Determine how many lines in the data below contain "this" and write only that number.

Excerpted data -
▬▬▬▬▬▬

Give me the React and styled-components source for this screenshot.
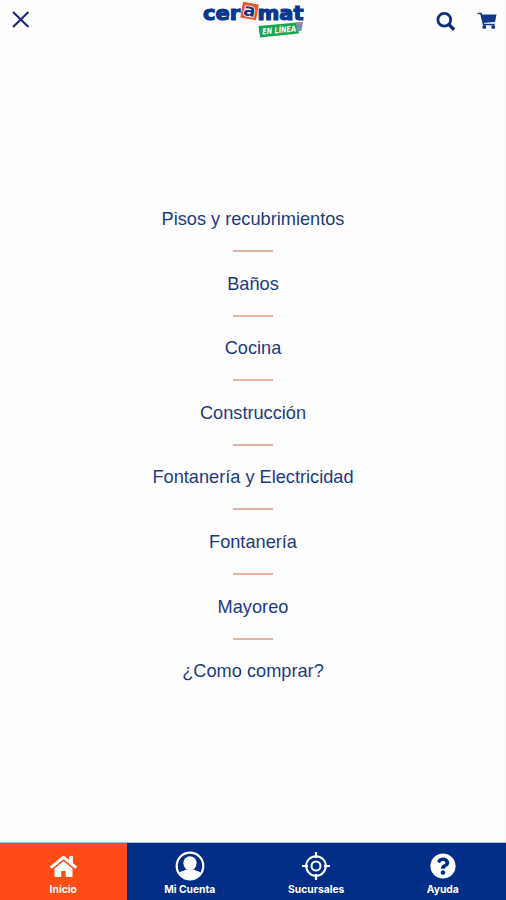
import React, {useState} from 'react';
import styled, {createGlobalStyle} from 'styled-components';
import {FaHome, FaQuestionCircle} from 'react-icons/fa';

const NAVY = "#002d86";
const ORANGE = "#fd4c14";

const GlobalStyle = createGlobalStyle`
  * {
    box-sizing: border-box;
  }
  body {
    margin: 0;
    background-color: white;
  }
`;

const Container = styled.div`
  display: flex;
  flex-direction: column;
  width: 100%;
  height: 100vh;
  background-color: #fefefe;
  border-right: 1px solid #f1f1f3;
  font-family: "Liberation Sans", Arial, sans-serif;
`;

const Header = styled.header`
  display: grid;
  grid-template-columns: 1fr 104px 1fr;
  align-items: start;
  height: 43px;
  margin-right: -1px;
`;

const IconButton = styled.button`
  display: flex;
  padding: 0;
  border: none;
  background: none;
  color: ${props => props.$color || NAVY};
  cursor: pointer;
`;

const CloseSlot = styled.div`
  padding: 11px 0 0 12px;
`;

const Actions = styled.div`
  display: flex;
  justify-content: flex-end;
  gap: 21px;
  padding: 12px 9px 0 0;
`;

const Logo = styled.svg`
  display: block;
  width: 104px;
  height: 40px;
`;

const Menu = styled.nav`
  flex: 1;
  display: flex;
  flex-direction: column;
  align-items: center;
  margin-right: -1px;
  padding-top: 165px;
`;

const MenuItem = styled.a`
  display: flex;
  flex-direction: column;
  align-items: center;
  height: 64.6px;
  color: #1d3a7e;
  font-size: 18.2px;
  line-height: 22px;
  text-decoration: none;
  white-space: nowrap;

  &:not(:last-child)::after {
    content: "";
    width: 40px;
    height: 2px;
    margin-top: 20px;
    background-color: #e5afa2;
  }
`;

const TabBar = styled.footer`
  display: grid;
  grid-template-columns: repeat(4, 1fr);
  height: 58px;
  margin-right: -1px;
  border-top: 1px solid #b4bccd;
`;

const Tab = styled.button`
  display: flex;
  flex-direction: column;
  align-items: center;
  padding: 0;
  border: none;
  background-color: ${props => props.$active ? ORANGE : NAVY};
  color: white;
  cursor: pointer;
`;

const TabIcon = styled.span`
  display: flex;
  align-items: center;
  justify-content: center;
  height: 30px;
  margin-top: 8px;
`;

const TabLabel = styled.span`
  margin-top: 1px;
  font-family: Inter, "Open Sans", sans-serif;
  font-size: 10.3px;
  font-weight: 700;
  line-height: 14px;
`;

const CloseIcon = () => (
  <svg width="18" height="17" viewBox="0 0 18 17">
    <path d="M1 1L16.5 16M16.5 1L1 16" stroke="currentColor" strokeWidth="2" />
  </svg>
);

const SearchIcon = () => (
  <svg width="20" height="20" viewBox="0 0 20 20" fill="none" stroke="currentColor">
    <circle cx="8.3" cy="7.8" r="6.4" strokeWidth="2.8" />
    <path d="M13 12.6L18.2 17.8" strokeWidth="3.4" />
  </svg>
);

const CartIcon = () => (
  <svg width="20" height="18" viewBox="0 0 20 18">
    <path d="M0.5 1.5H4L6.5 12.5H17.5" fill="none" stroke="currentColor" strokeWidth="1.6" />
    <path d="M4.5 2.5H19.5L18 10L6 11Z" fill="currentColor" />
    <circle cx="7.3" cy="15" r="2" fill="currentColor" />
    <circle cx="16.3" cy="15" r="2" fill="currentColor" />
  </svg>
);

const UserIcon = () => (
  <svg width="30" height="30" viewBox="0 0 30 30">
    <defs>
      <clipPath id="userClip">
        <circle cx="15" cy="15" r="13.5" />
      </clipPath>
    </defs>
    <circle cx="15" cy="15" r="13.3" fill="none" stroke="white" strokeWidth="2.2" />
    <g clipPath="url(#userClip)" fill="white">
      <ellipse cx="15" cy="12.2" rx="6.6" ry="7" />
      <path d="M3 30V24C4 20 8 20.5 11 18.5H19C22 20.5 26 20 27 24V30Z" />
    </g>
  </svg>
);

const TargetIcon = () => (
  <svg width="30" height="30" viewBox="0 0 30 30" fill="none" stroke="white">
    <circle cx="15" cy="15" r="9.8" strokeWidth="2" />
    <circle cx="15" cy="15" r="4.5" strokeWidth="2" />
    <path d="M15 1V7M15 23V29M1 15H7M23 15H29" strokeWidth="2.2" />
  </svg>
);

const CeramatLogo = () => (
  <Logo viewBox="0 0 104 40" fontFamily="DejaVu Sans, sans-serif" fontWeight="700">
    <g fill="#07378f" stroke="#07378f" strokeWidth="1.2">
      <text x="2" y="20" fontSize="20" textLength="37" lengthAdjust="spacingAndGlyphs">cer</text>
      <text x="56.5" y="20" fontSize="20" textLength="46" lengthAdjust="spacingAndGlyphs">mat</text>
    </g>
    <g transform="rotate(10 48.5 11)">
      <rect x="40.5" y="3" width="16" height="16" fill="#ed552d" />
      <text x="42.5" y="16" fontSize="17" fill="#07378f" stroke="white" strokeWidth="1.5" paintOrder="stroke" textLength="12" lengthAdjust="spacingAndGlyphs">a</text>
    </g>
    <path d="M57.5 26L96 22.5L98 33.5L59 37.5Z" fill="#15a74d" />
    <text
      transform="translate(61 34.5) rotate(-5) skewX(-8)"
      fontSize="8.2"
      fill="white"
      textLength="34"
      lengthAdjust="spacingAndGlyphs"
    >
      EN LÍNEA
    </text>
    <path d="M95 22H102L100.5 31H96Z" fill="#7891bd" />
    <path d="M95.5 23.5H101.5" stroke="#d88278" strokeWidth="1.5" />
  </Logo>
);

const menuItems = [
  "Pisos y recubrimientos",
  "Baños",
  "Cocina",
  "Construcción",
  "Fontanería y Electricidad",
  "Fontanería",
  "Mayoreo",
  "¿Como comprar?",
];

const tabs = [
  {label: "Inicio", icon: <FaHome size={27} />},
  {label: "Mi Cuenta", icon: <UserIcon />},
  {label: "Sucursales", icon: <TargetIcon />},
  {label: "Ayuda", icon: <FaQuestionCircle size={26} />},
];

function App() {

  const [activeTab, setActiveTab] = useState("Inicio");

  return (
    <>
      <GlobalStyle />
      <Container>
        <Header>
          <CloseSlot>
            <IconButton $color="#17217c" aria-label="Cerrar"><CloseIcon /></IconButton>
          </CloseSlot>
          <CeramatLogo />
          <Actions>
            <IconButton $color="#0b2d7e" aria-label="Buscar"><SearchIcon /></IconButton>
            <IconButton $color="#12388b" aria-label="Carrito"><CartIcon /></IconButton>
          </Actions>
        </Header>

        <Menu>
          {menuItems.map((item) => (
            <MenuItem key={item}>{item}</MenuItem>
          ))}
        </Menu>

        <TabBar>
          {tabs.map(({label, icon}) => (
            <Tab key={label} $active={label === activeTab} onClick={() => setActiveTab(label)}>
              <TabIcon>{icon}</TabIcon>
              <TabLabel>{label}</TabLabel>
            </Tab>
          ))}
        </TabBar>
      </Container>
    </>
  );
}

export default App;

▬▬▬▬▬▬

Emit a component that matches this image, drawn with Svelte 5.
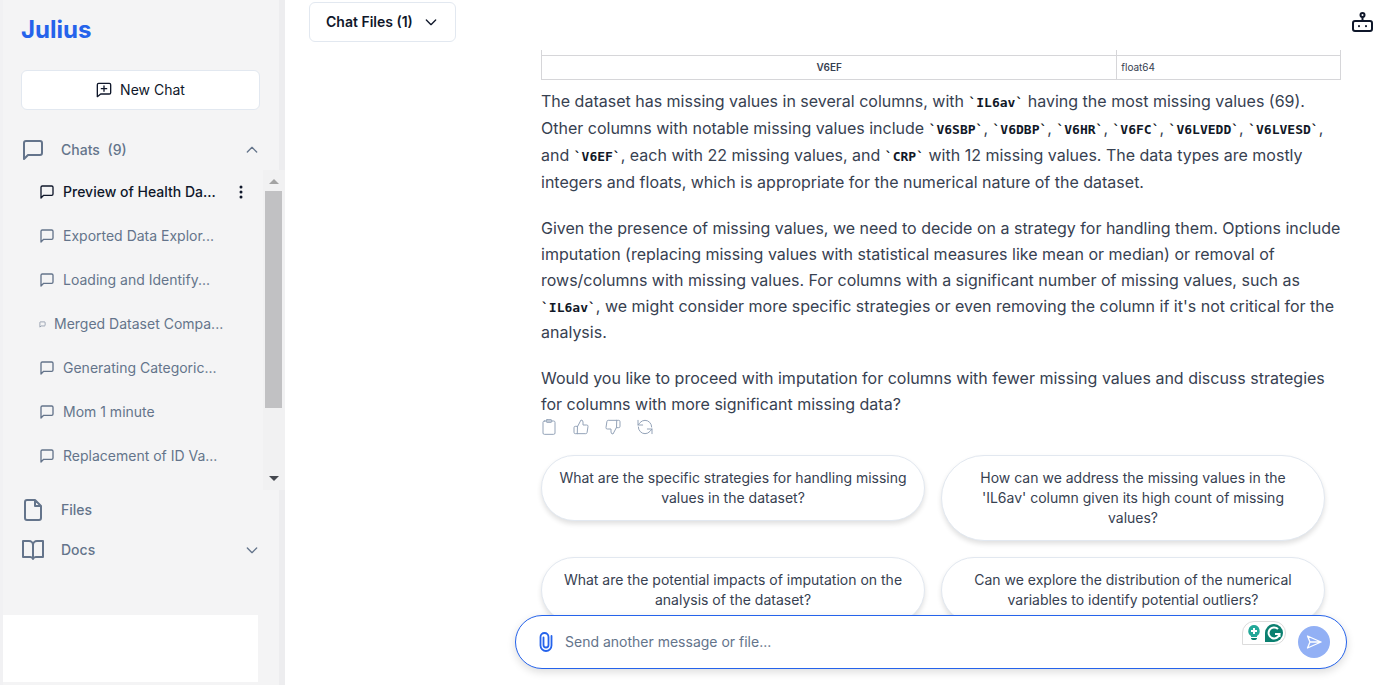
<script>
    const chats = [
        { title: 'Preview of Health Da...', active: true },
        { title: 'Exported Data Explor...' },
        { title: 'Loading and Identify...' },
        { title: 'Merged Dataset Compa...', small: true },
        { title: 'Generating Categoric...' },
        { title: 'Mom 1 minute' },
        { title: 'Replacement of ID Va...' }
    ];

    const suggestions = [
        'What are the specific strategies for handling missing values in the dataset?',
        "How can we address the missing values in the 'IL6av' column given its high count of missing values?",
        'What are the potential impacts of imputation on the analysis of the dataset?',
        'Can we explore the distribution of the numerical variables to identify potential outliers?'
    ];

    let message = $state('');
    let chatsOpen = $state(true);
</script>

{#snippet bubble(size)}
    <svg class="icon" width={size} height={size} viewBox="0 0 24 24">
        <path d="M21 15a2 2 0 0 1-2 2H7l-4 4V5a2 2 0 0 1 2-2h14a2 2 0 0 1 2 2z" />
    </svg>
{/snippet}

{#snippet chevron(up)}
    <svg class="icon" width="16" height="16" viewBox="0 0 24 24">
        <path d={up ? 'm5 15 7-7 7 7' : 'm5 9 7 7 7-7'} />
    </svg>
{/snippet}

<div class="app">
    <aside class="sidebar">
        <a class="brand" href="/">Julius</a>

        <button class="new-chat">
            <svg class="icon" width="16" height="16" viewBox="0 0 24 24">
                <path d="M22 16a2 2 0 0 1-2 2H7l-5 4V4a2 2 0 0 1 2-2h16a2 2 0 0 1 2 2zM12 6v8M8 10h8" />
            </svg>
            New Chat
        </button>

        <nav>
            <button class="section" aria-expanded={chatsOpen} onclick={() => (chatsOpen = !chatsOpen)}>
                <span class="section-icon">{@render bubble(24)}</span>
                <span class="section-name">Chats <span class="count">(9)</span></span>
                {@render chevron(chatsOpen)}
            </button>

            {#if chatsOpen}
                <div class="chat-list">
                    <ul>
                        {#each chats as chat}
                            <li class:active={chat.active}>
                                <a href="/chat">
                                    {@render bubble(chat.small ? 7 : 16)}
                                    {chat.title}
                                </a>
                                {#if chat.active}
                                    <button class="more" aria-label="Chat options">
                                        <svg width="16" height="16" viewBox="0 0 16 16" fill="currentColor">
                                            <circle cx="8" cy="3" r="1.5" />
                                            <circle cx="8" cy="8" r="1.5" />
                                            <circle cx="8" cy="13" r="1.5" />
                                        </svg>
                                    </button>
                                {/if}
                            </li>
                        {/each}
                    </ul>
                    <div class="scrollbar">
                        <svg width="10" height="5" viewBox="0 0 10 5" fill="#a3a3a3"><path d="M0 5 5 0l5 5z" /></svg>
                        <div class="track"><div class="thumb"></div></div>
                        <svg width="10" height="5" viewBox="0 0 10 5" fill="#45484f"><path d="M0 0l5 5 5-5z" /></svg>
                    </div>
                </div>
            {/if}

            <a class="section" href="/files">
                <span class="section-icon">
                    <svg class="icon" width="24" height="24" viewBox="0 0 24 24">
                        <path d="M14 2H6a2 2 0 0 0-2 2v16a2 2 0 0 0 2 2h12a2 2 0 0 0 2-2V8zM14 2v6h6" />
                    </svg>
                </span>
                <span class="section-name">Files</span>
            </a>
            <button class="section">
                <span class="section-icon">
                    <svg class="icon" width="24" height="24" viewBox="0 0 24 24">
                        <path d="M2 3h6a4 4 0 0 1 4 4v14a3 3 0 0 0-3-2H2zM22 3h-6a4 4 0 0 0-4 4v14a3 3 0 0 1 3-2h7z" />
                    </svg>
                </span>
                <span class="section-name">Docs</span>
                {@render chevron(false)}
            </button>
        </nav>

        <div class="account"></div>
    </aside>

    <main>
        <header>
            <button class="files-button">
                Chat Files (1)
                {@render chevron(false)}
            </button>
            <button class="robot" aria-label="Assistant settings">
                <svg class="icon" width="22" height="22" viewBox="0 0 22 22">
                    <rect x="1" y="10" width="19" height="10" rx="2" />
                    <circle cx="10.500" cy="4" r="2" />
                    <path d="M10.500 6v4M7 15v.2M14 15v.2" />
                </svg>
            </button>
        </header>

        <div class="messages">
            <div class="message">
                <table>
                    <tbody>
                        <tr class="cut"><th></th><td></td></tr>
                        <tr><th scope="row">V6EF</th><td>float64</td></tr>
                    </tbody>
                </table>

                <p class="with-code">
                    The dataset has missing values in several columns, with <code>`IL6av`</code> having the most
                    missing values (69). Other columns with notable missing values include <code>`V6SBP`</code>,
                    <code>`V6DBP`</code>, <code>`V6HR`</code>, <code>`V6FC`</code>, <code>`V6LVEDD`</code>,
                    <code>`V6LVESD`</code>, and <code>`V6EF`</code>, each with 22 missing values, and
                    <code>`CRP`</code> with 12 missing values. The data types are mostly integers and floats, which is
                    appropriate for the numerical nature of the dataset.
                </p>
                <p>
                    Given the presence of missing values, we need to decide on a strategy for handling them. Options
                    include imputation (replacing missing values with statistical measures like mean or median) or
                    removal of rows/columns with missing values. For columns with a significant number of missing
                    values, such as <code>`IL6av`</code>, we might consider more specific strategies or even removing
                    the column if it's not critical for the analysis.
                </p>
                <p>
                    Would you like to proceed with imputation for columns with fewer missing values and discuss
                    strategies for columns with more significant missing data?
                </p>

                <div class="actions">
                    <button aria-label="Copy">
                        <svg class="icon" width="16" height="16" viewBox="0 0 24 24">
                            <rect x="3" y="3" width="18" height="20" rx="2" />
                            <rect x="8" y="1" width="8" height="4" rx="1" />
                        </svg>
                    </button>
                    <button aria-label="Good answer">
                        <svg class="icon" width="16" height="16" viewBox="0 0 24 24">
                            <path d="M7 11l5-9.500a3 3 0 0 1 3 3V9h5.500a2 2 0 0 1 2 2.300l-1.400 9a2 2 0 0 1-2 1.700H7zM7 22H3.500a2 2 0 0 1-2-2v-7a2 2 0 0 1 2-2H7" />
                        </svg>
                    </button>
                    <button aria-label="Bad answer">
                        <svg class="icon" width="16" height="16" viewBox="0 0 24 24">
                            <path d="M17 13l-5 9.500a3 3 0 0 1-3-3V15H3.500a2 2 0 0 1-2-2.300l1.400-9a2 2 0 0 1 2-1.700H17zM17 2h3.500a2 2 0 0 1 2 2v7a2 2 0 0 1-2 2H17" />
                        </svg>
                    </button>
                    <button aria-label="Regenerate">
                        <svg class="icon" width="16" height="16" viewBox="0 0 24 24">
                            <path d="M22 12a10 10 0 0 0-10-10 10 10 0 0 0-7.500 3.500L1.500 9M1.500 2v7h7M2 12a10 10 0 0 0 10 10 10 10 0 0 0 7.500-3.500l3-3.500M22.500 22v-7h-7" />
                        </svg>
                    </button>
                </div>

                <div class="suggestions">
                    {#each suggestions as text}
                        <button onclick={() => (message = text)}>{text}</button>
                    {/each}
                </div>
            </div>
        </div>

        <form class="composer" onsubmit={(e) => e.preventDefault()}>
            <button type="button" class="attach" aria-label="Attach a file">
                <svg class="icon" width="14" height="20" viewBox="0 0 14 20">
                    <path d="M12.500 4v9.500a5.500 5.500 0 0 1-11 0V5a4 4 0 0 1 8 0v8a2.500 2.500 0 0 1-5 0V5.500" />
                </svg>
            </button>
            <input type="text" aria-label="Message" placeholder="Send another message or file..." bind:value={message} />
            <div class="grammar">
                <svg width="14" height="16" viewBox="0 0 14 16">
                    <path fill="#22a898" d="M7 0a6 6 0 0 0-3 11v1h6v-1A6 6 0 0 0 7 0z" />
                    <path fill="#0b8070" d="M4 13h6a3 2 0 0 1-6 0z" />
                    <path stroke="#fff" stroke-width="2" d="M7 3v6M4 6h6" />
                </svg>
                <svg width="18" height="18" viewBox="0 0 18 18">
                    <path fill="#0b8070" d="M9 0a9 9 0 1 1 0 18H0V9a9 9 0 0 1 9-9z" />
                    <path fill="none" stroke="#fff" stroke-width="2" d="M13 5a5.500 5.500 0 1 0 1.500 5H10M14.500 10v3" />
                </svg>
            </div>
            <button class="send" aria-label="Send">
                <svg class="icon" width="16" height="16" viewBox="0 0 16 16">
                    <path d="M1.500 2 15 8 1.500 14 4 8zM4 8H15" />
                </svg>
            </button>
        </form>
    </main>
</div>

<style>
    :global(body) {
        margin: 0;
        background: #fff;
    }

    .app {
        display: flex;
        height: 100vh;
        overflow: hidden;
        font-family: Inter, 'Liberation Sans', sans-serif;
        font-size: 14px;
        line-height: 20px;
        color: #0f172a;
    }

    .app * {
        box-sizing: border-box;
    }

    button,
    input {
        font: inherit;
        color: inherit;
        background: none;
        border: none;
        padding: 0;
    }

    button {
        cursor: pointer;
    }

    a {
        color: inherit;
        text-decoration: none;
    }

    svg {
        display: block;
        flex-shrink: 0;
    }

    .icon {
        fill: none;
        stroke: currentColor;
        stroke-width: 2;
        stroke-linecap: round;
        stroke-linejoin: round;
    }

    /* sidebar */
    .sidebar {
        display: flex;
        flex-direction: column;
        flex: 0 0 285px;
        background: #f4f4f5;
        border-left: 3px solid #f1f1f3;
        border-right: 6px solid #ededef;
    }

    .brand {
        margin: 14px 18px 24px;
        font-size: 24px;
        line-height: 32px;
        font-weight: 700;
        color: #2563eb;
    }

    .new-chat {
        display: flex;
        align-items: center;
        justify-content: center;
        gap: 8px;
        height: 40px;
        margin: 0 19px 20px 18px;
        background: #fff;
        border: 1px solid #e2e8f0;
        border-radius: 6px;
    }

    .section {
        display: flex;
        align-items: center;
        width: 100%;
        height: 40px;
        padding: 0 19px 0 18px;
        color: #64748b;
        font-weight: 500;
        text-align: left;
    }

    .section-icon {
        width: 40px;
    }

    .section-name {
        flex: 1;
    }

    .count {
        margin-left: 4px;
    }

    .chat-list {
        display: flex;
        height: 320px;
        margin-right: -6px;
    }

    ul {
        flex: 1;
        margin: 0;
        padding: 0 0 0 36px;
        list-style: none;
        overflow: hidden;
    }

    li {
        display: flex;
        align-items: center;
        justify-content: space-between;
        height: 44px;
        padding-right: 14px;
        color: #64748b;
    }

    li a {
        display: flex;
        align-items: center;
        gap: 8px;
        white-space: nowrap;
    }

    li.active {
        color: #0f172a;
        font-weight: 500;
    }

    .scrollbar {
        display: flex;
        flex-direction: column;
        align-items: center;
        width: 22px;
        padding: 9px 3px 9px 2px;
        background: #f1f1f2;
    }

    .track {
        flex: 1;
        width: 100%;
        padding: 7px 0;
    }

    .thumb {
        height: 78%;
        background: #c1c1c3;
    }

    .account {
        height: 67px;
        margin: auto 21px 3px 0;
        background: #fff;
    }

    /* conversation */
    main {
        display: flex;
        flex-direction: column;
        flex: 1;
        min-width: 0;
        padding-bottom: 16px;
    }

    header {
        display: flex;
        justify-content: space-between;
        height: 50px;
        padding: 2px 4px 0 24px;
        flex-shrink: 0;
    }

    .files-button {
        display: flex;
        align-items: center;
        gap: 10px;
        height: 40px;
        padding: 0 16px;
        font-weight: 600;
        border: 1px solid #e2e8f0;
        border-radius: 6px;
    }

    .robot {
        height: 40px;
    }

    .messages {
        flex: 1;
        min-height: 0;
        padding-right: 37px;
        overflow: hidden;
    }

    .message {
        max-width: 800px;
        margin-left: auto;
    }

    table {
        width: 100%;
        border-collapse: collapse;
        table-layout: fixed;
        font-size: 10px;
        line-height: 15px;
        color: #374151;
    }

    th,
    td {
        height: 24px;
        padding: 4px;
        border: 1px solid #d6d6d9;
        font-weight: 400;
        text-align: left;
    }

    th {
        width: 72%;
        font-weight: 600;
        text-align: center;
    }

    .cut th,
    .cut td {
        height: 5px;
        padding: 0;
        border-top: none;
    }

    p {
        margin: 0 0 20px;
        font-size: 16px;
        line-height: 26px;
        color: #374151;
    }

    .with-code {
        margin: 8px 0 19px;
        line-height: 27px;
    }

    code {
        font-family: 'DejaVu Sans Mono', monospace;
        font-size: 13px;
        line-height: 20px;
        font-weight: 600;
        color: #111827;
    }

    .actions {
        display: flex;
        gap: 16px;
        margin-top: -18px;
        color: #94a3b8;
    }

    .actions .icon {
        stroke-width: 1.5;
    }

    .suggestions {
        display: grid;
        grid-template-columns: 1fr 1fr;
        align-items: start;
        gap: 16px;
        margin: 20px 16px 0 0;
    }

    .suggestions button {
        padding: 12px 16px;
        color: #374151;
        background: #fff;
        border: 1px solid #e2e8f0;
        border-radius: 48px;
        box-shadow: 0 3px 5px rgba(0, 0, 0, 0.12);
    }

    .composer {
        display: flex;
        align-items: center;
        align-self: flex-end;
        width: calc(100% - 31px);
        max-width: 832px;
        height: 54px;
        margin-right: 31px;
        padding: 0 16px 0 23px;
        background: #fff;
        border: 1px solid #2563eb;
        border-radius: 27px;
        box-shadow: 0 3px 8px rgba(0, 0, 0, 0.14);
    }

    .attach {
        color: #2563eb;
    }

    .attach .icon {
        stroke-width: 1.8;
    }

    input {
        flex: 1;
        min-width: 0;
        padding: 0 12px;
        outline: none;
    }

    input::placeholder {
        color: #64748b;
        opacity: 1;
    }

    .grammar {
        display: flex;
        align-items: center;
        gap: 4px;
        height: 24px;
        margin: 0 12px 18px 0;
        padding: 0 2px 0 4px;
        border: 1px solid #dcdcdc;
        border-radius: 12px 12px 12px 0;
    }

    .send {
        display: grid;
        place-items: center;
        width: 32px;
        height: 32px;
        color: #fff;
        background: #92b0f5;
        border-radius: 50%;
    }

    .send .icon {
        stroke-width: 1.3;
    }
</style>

▬▬▬▬▬▬

Response below -
2